Goodman Gallery presents ‘What Have They Done with All the Air?’ an exhibition of new drawings and sculptures by William Kentridge. Works featured relate to a new theatre production in the making, titled The Great Yes, the Great No, in which the artist uses the journey of a ship from Marseille to Martinique as a prompt for unpacking power, colonialism and migration.
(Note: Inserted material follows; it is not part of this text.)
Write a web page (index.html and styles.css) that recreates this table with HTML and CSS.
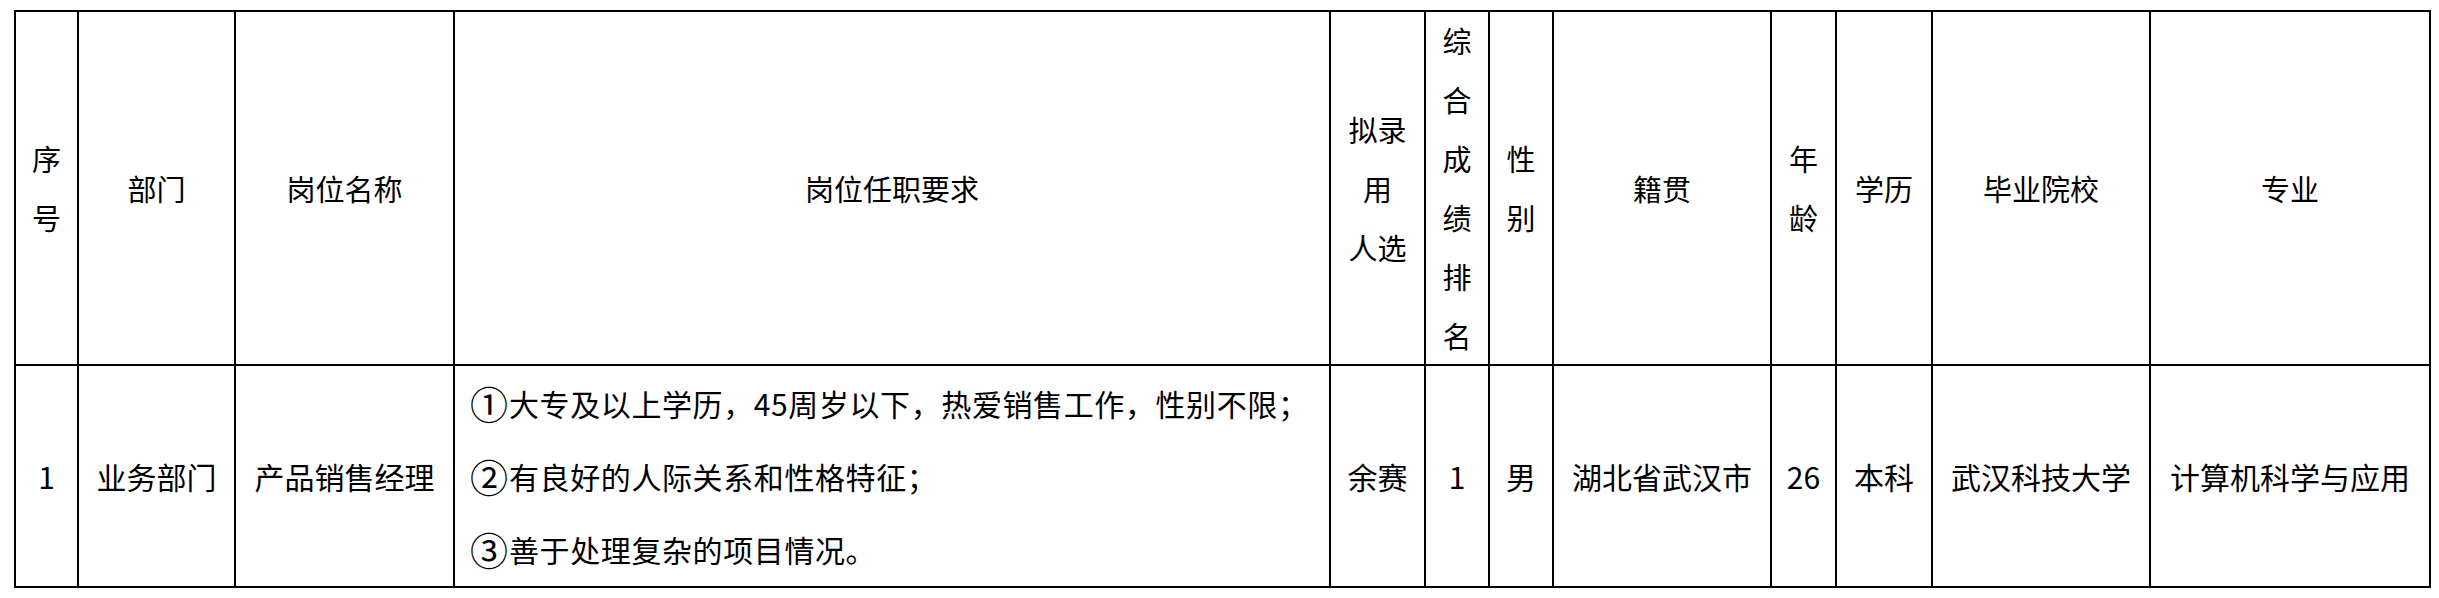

William Kentridge’s dynamic, gestural and multi-disciplinary artistic practice continues to offer a persuasive argument for the pathway of an artist as requiring multiple mediums, in the honest pursuit of world-building and narrative cohesion. For Kentridge, an idea is never simple arrived upon through one singular medium – not his seminal theatrical works, nor his drawings, sculptures and more; rather, a body of work is the outcome of the layered tactility within his process; a process in which the ‘the prototyping’ of ideas are no less ingenious than their final culmination, say – this solo exhibition at Goodman Gallery being as textured as its reference point, Kentridge’s acclaimed theatre production ‘The Great Yes, the Great No.’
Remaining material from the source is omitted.